"No," he went on. "When I said that we'd known one another always I mean that she's always known about me. I used to take her on my knee and toss her up and down. That was where all the trouble began. If she hadn't been always used to me and fancied that I was years older than she—a kind of grandfather—she'd have married me."
"Married you!" Harkness brought out.
"Yes. I can't remember a time when I wasn't in love with her. I always was, and she never was with me. She liked me—she likes me now—but she's always been so used to the idea of me. I've always been David Dunbar—and that's all. A friend who was always there but nothing more. There was just a moment when I was missing for six months in the middle of the war, I think she really cared then—but soon they heard that I was safe in Germany and it was all as it had been before."
"Were her father and mother living?" Harkness asked.
"Her father. Her mother died when her youngest brother was born, when she was only six years old. The mother's death upset the father, and he took to drink. He'd always been inclined that way I expect. He was too brilliant a doctor to have landed in that small village without there being some reason. Well, after Mrs. Tobin's death there was simply one trouble after another. Tobin's patients deserted him. The big house on the hill had to be sold and they moved into a small one in the village.
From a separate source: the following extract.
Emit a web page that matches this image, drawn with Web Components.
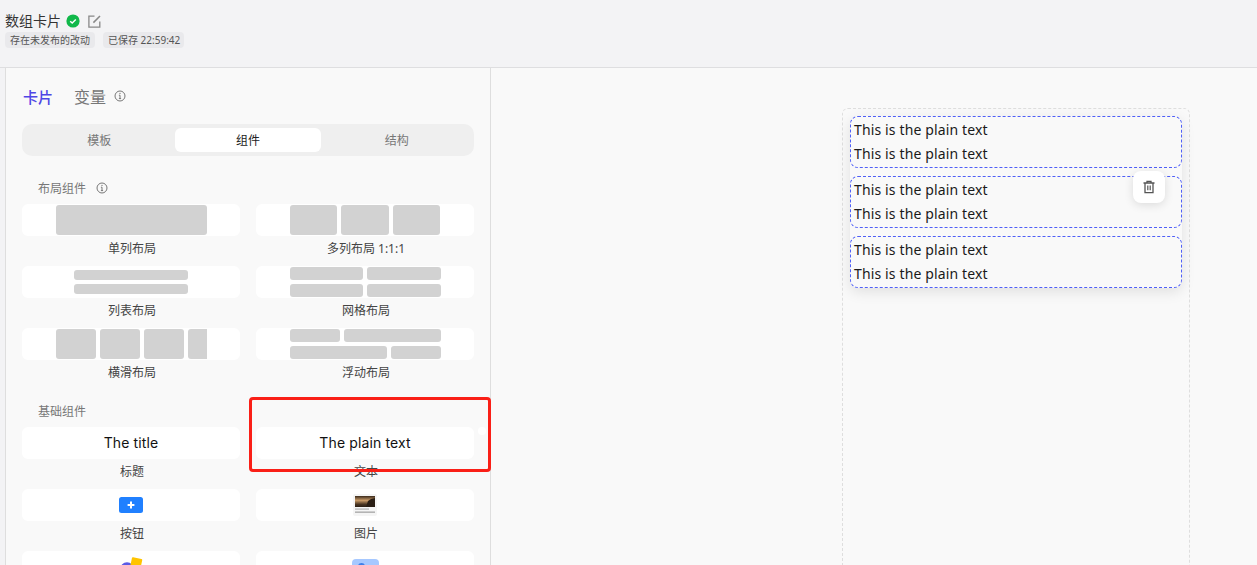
<!DOCTYPE html>
<html lang="zh">
<head>
<meta charset="utf-8">
<title>数组卡片</title>
<style>
  html, body { margin: 0; height: 100%; overflow: hidden; background: #f9f9f9; }
  body { font-family: "Noto Sans CJK SC", "Liberation Sans", sans-serif; }
</style>
</head>
<body>
<editor-app></editor-app>

<script>
const CJK = '"Noto Sans", "Noto Sans CJK SC", sans-serif';
const INFO_ICON = `<svg width="12" height="12" viewBox="0 0 12 12" fill="none" stroke="#777" stroke-width="1"><circle cx="6" cy="6" r="5"/><path d="M6 5.2v3.2M4.9 8.6h2.2M4.9 5.2H6"/><circle cx="6" cy="3.4" r=".6" fill="#777" stroke="none"/></svg>`;

class EditorHeader extends HTMLElement {
    connectedCallback() {
        this.attachShadow({ mode: 'open' });
        this.shadowRoot.innerHTML = `
            <style>
                :host {
                    display: block;
                    height: 55px;
                    padding: 12px 5px 0;
                    background: #f3f3f5;
                    border-bottom: 1px solid #dedee0;
                    font-family: ${CJK};
                }
                .title {
                    display: flex;
                    align-items: center;
                    height: 18px;
                    font-size: 14px;
                    line-height: 18px;
                    color: #333;
                }
                .title svg { display: block; flex: none; }
                .check { margin-left: 5px; }
                .edit { margin-left: 8px; }
                .tags { display: flex; gap: 8px; margin-top: 2px; }
                .tag {
                    height: 16px;
                    line-height: 16px;
                    padding: 0 5px;
                    font-size: 10px;
                    color: #555;
                    background: #e9e9ec;
                    border-radius: 4px;
                }
                .tag + .tag { padding-right: 4px; }
            </style>
            <div class="title">
                <span>数组卡片</span>
                <svg class="check" width="14" height="14" viewBox="0 0 14 14"><circle cx="7" cy="7" r="6.6" fill="#10b84a"/><path d="M4.2 7.2l2 1.9 3.6-3.6" fill="none" stroke="#fff" stroke-width="1.4"/></svg>
                <svg class="edit" width="13" height="13" viewBox="0 0 13 13" fill="none" stroke="#888" stroke-width="1.3"><path d="M6.5 1.2H.9v10.9h10.9V6.5"/><path d="M5.4 7.6L12 1" stroke-width="1.5"/></svg>
            </div>
            <div class="tags">
                <span class="tag">存在未发布的改动</span>
                <span class="tag">已保存 22:59:42</span>
            </div>
        `;
    }
}

class PanelTabs extends HTMLElement {
    connectedCallback() {
        this.attachShadow({ mode: 'open' });
        this.shadowRoot.innerHTML = `
            <style>
                :host {
                    display: grid;
                    grid-template-columns: repeat(3, 1fr);
                    gap: 2px;
                    padding: 4px;
                    height: 24px;
                    background: #efefef;
                    border-radius: 10px;
                }
                div {
                    height: 24px;
                    line-height: 26px;
                    text-align: center;
                    font-size: 12px;
                    color: #777;
                    border-radius: 6px;
                }
                .on { background: #fff; color: #222; }
            </style>
            <div>模板</div>
            <div class="on">组件</div>
            <div>结构</div>
        `;
    }
}

class SectionLabel extends HTMLElement {
    connectedCallback() {
        this.attachShadow({ mode: 'open' });
        const info = this.hasAttribute('info') ? INFO_ICON : '';
        this.shadowRoot.innerHTML = `
            <style>
                :host {
                    display: flex;
                    align-items: center;
                    gap: 10px;
                    height: 24px;
                    padding-left: 16px;
                    margin-bottom: 4px;
                    font-size: 12px;
                    color: #777;
                }
                svg { display: block; }
            </style>
            <span><slot></slot></span>${info}
        `;
    }
}

class CompTile extends HTMLElement {
    connectedCallback() {
        this.attachShadow({ mode: 'open' });
        const label = this.getAttribute('label');
        this.shadowRoot.innerHTML = `
            <style>
                :host { display: block; height: 62px; }
                .box {
                    height: 32px;
                    display: flex;
                    align-items: center;
                    justify-content: center;
                    background: #fff;
                    border-radius: 6px;
                    overflow: hidden;
                }
                .label {
                    height: 24px;
                    padding-left: 2px;
                    line-height: 26px;
                    text-align: center;
                    font-size: 12px;
                    color: #444;
                }
            </style>
            <div class="box"><slot></slot></div>
            ${label ? `<div class="label">${label}</div>` : ''}
        `;
    }
}

// grey placeholder that shows the shape of a layout: rows of blocks with given widths
class LayoutThumb extends HTMLElement {
    connectedCallback() {
        this.attachShadow({ mode: 'open' });
        const rows = this.getAttribute('rows').split('|').map(r => r.split(',').map(Number));
        const h = (30 - (rows.length - 1) * 4) / rows.length;
        const size = this.getAttribute('size') || 151;
        const blockH = this.getAttribute('block') || h;
        this.shadowRoot.innerHTML = `
            <style>
                :host {
                    display: flex;
                    flex-direction: column;
                    gap: 4px;
                    width: ${size}px;
                    overflow: hidden;
                }
                .row { display: flex; gap: 4px; }
                i {
                    flex: none;
                    display: block;
                    height: ${blockH}px;
                    background: #d2d2d2;
                    border-radius: 3px;
                }
            </style>
            ${rows.map(r => `<div class="row">${r.map(w => `<i style="width:${w}px"></i>`).join('')}</div>`).join('')}
        `;
    }
}

class SidePanel extends HTMLElement {
    connectedCallback() {
        this.attachShadow({ mode: 'open' });
        this.shadowRoot.innerHTML = `
            <style>
                :host {
                    display: block;
                    position: relative;
                    width: 484px;
                    background: #f9f9f9;
                    border-left: 1px solid #dedede;
                    border-right: 1px solid #dedede;
                }
                .inner { padding: 0 16px; }
                .head {
                    display: flex;
                    align-items: center;
                    height: 56px;
                    font-size: 16px;
                    color: #777;
                }
                .head b { font-size: 15px; font-weight: 500; color: #4f46e5; margin: 0 21px 0 1px; }
                .head svg { margin-left: 8px; }
                .grid { display: grid; grid-template-columns: 218px 218px; column-gap: 16px; }
                panel-tabs { margin-bottom: 20px; }
                .base { margin-top: 9px; }
                .text-title { font: 14px Inter, sans-serif; letter-spacing: .12px; color: #111; padding-bottom: 1px; }
                .mark {
                    position: absolute;
                    left: 243px;
                    top: 329px;
                    width: 242px;
                    height: 75px;
                    box-sizing: border-box;
                    border: 3px solid #fa1f17;
                    border-radius: 4px;
                }
                .dot {
                    position: absolute;
                    left: 472px;
                    top: 359px;
                    width: 8px;
                    height: 8px;
                    border-radius: 50%;
                    background: #fff;
                }
                .upper { margin-top: 6px; }
                .lower { margin-top: 10px; }
            </style>
            <div class="inner">
                <div class="head"><b>卡片</b><span>变量</span>${INFO_ICON}</div>
                <panel-tabs></panel-tabs>
                <section-label info>布局组件</section-label>
                <div class="grid">
                    <comp-tile label="单列布局"><layout-thumb rows="151"></layout-thumb></comp-tile>
                    <comp-tile label="多列布局 1:1:1"><layout-thumb rows="47.6,47.6,47.6"></layout-thumb></comp-tile>
                    <comp-tile label="列表布局"><layout-thumb size="114" rows="114|114" block="10"></layout-thumb></comp-tile>
                    <comp-tile label="网格布局"><layout-thumb rows="73.5,73.5|73.5,73.5"></layout-thumb></comp-tile>
                    <comp-tile label="横滑布局"><layout-thumb rows="40,40,40,40"></layout-thumb></comp-tile>
                    <comp-tile label="浮动布局"><layout-thumb rows="50,97|97,50"></layout-thumb></comp-tile>
                </div>
                <section-label class="base">基础组件</section-label>
                <div class="grid">
                    <comp-tile label="标题"><span class="text-title">The title</span></comp-tile>
                    <comp-tile label="文本"><span class="text-title">The plain text</span></comp-tile>
                    <comp-tile label="按钮">
                        <svg width="24" height="16" viewBox="0 0 24 16"><rect width="24" height="16" rx="2.5" fill="#2080ff"/><path d="M12 4.6v6.8M8.6 8h6.8" stroke="#fff" stroke-width="2"/></svg>
                    </comp-tile>
                    <comp-tile label="图片">
                        <svg width="24" height="22" viewBox="0 0 24 22">
                            <defs><linearGradient id="sky" x1="0" y1="0" x2="0" y2="1"><stop offset="0" stop-color="#3a2a1c"/><stop offset=".4" stop-color="#c99a66"/><stop offset=".75" stop-color="#4a3522"/><stop offset="1" stop-color="#2a1e14"/></linearGradient></defs>
                            <rect width="24" height="22" rx="2" fill="#f5f5f5"/>
                            <rect x="2" y="2" width="20" height="11" fill="url(#sky)"/>
                            <path d="M13 13l2-6 3-2 4-1v9z" fill="#2a1e14"/>
                            <rect x="2" y="14.4" width="14" height="1.4" fill="#bbb"/>
                            <rect x="2" y="17.4" width="20" height="1.6" fill="#b4b4b4"/>
                        </svg>
                    </comp-tile>
                    <comp-tile>
                        <svg class="upper" width="24" height="26" viewBox="0 0 24 26"><circle cx="8" cy="12" r="6.8" fill="#5b5be6"/><rect x="12" y="1" width="10.5" height="11" rx="1" transform="rotate(12 17 6)" fill="#ffc400"/></svg>
                    </comp-tile>
                    <comp-tile>
                        <svg class="lower" width="27" height="26" viewBox="0 0 27 26"><rect width="27" height="26" rx="4" fill="#a6c8ff"/><circle cx="9.5" cy="7.5" r="3.5" fill="#3f7fe8"/></svg>
                    </comp-tile>
                </div>
            </div>
            <div class="dot"></div>
            <div class="mark"></div>
        `;
    }
}

class TextGroup extends HTMLElement {
    connectedCallback() {
        this.attachShadow({ mode: 'open' });
        this.shadowRoot.innerHTML = `
            <style>
                :host {
                    display: block;
                    box-sizing: border-box;
                    height: 52px;
                    padding: 1px 3px;
                    border: 1px dashed #4f5ff7;
                    border-radius: 8px;
                    font: 14px/24px "Noto Sans", sans-serif;
                    letter-spacing: .14px;
                    color: #1a1a1a;
                }
            </style>
            <div>This is the plain text</div>
            <div>This is the plain text</div>
        `;
    }
}

class DesignCanvas extends HTMLElement {
    connectedCallback() {
        this.attachShadow({ mode: 'open' });
        this.shadowRoot.innerHTML = `
            <style>
                :host {
                    display: block;
                    flex: 1;
                    padding: 40px 0 0 351px;
                    background: #f9f9f9;
                    overflow: hidden;
                }
                .card {
                    width: 332px;
                    height: 520px;
                    padding: 7px 7px 0;
                    background: #f9f9f9;
                    border: 1px dashed #dedede;
                    border-radius: 6px;
                }
                .list {
                    position: relative;
                    display: flex;
                    flex-direction: column;
                    gap: 8px;
                    border-radius: 8px;
                    box-shadow: 0 4px 14px rgba(0, 0, 0, .1);
                }
                .del {
                    position: absolute;
                    top: 55px;
                    right: 17px;
                    width: 32px;
                    height: 32px;
                    display: flex;
                    align-items: center;
                    justify-content: center;
                    background: #fff;
                    border-radius: 8px;
                    box-shadow: 0 2px 10px rgba(0, 0, 0, .12);
                }
            </style>
            <div class="card">
                <div class="list">
                    <text-group></text-group>
                    <text-group></text-group>
                    <text-group></text-group>
                    <div class="del">
                        <svg width="14" height="14" viewBox="0 0 14 14" fill="none" stroke="#555" stroke-width="1.3"><path d="M1.5 3h11M5 3V1.4h4V3M3 3v9.6h8V3"/><path d="M5.8 5.5v4.8M8.2 5.5v4.8" stroke-width="1.2"/></svg>
                    </div>
                </div>
            </div>
        `;
    }
}

class EditorApp extends HTMLElement {
    connectedCallback() {
        this.attachShadow({ mode: 'open' });
        this.shadowRoot.innerHTML = `
            <style>
                :host {
                    display: flex;
                    flex-direction: column;
                    height: 565px;
                    overflow: hidden;
                    font-family: ${CJK};
                }
                .body { flex: 1; display: flex; min-height: 0; }
                .gutter { width: 5px; background: #f3f3f5; }
                design-canvas { min-width: 0; }
            </style>
            <editor-header></editor-header>
            <div class="body">
                <div class="gutter"></div>
                <side-panel></side-panel>
                <design-canvas></design-canvas>
            </div>
        `;
    }
}

customElements.define('editor-header', EditorHeader);
customElements.define('panel-tabs', PanelTabs);
customElements.define('section-label', SectionLabel);
customElements.define('comp-tile', CompTile);
customElements.define('layout-thumb', LayoutThumb);
customElements.define('side-panel', SidePanel);
customElements.define('text-group', TextGroup);
customElements.define('design-canvas', DesignCanvas);
customElements.define('editor-app', EditorApp);
</script>
</body>
</html>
He had been a big, jolly, laughing, generous man before, now he was always quarrelling with everybody, insulting the few patients left to him, and so on. Hesther was wonderful. How she kept the house together all those years nobody knew. There was very little she didn't know about life by the time she was ten years old—ordinary life, I mean, not this damned Crispin monstrosity. She always had the pluck and the courage of the devil, and you can fancy what I felt just now when you told me about her asking young Crispin to let her off. That swine!"
He paused for a moment, then went on hurriedly:
"But we haven't much time. I must buck ahead. I was quite an ordinary sort of fellow, of course, but there was nothing I wouldn't do for her if I got a chance. I helped her sometimes, but not so much as I'd have liked. She was always terribly proud. All the things that happened at home made her hold up her head in a kind of defiance.
"The odd thing was that she loved her father, and the worse he got the more she loved him. But she loved her young brothers still more. She was mother, sister, nurse, everything to them, and would be still if she'd been let alone. They were nice little chaps too, only a lot younger, of course—one three years, one six. One's in the Navy—very decent fellow—and if he'd been home he'd never have allowed any of this to happen.
"Well, the war came when she was quite a kid. I was away most of that time. Then in 1918 my father died and left me a bit of property there in Milton. I came home and asked her to marry me. She thought I was pitying her, and anyway she didn't love me. And I hadn't enough of this world's goods to make the old man keen about me.
"Then this devil came along." Dunbar stopped for a moment. They both listened. There was not a sound in the whole house.